>> START SUPPLIED INFORMATION
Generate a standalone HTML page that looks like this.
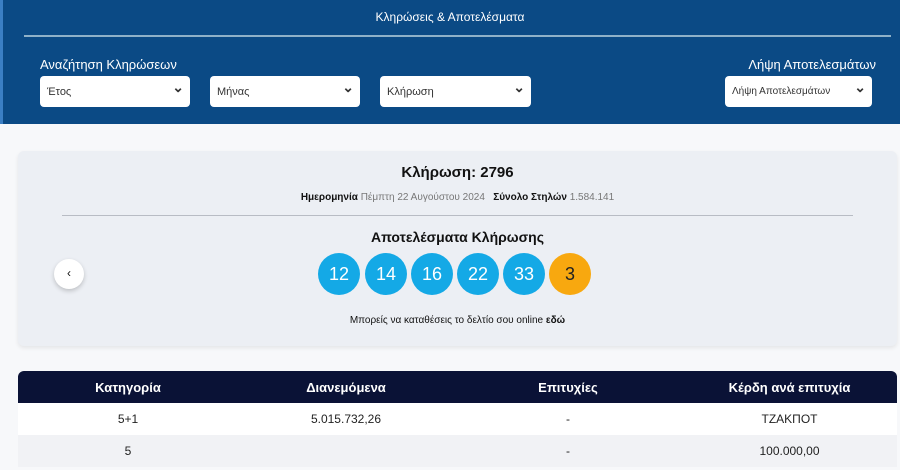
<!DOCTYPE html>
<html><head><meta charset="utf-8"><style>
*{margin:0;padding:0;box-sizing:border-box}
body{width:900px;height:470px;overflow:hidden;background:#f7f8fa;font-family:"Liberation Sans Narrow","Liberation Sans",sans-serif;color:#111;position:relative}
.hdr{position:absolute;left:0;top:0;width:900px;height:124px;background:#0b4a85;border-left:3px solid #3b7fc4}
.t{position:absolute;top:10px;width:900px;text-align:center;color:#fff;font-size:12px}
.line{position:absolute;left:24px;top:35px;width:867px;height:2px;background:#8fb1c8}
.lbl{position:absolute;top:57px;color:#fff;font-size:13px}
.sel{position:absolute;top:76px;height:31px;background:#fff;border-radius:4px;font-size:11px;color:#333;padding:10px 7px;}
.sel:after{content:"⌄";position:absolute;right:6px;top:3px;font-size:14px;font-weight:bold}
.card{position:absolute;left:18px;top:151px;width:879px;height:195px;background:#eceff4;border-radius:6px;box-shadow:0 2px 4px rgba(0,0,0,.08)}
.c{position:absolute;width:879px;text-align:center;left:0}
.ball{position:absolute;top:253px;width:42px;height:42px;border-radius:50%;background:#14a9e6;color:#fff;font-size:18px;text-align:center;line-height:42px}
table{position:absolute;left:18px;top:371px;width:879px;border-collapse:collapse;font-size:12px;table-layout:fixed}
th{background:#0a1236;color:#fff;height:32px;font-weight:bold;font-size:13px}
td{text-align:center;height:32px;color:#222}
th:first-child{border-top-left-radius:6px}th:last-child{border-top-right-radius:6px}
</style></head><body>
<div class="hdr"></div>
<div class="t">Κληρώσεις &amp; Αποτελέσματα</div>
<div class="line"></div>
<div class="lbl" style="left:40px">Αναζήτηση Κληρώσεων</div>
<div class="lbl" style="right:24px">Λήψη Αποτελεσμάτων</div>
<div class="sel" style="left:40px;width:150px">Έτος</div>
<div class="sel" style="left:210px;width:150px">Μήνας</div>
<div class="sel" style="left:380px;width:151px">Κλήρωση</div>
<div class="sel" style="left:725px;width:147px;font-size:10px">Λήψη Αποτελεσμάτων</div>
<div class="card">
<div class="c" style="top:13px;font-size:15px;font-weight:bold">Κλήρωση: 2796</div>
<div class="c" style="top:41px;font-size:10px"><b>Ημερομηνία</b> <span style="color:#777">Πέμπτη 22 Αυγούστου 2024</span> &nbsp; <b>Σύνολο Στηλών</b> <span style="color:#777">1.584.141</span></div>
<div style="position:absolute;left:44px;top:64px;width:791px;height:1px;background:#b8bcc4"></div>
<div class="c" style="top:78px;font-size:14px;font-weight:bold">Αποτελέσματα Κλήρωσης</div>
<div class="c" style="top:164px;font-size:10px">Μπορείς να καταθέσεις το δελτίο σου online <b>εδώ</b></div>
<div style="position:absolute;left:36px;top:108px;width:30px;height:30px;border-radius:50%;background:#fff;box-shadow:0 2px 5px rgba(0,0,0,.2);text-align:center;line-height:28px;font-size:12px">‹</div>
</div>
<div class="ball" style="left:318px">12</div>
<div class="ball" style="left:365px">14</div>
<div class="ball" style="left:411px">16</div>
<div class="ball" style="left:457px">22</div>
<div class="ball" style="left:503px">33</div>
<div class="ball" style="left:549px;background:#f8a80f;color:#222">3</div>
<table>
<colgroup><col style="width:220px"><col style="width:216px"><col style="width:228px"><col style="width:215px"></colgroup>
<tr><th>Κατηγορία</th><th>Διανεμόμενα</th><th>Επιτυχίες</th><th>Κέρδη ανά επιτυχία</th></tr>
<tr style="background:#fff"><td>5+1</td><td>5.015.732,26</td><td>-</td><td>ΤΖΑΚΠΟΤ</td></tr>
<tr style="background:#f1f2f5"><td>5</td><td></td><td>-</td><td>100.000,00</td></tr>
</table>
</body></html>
>> END SUPPLIED INFORMATION
Copy the material above in full and exactly, skipping pictures.

Generate a standalone HTML page that looks like this.
<!DOCTYPE html>
<html><head><meta charset="utf-8"><style>
*{margin:0;padding:0;box-sizing:border-box}
body{width:900px;height:470px;overflow:hidden;background:#f7f8fa;font-family:"Liberation Sans Narrow","Liberation Sans",sans-serif;color:#111;position:relative}
.hdr{position:absolute;left:0;top:0;width:900px;height:124px;background:#0b4a85;border-left:3px solid #3b7fc4}
.t{position:absolute;top:10px;width:900px;text-align:center;color:#fff;font-size:12px}
.line{position:absolute;left:24px;top:35px;width:867px;height:2px;background:#8fb1c8}
.lbl{position:absolute;top:57px;color:#fff;font-size:13px}
.sel{position:absolute;top:76px;height:31px;background:#fff;border-radius:4px;font-size:11px;color:#333;padding:10px 7px;}
.sel:after{content:"⌄";position:absolute;right:6px;top:3px;font-size:14px;font-weight:bold}
.card{position:absolute;left:18px;top:151px;width:879px;height:195px;background:#eceff4;border-radius:6px;box-shadow:0 2px 4px rgba(0,0,0,.08)}
.c{position:absolute;width:879px;text-align:center;left:0}
.ball{position:absolute;top:253px;width:42px;height:42px;border-radius:50%;background:#14a9e6;color:#fff;font-size:18px;text-align:center;line-height:42px}
table{position:absolute;left:18px;top:371px;width:879px;border-collapse:collapse;font-size:12px;table-layout:fixed}
th{background:#0a1236;color:#fff;height:32px;font-weight:bold;font-size:13px}
td{text-align:center;height:32px;color:#222}
th:first-child{border-top-left-radius:6px}th:last-child{border-top-right-radius:6px}
</style></head><body>
<div class="hdr"></div>
<div class="t">Κληρώσεις &amp; Αποτελέσματα</div>
<div class="line"></div>
<div class="lbl" style="left:40px">Αναζήτηση Κληρώσεων</div>
<div class="lbl" style="right:24px">Λήψη Αποτελεσμάτων</div>
<div class="sel" style="left:40px;width:150px">Έτος</div>
<div class="sel" style="left:210px;width:150px">Μήνας</div>
<div class="sel" style="left:380px;width:151px">Κλήρωση</div>
<div class="sel" style="left:725px;width:147px;font-size:10px">Λήψη Αποτελεσμάτων</div>
<div class="card">
<div class="c" style="top:13px;font-size:15px;font-weight:bold">Κλήρωση: 2796</div>
<div class="c" style="top:41px;font-size:10px"><b>Ημερομηνία</b> <span style="color:#777">Πέμπτη 22 Αυγούστου 2024</span> &nbsp; <b>Σύνολο Στηλών</b> <span style="color:#777">1.584.141</span></div>
<div style="position:absolute;left:44px;top:64px;width:791px;height:1px;background:#b8bcc4"></div>
<div class="c" style="top:78px;font-size:14px;font-weight:bold">Αποτελέσματα Κλήρωσης</div>
<div class="c" style="top:164px;font-size:10px">Μπορείς να καταθέσεις το δελτίο σου online <b>εδώ</b></div>
<div style="position:absolute;left:36px;top:108px;width:30px;height:30px;border-radius:50%;background:#fff;box-shadow:0 2px 5px rgba(0,0,0,.2);text-align:center;line-height:28px;font-size:12px">‹</div>
</div>
<div class="ball" style="left:318px">12</div>
<div class="ball" style="left:365px">14</div>
<div class="ball" style="left:411px">16</div>
<div class="ball" style="left:457px">22</div>
<div class="ball" style="left:503px">33</div>
<div class="ball" style="left:549px;background:#f8a80f;color:#222">3</div>
<table>
<colgroup><col style="width:220px"><col style="width:216px"><col style="width:228px"><col style="width:215px"></colgroup>
<tr><th>Κατηγορία</th><th>Διανεμόμενα</th><th>Επιτυχίες</th><th>Κέρδη ανά επιτυχία</th></tr>
<tr style="background:#fff"><td>5+1</td><td>5.015.732,26</td><td>-</td><td>ΤΖΑΚΠΟΤ</td></tr>
<tr style="background:#f1f2f5"><td>5</td><td></td><td>-</td><td>100.000,00</td></tr>
</table>
</body></html>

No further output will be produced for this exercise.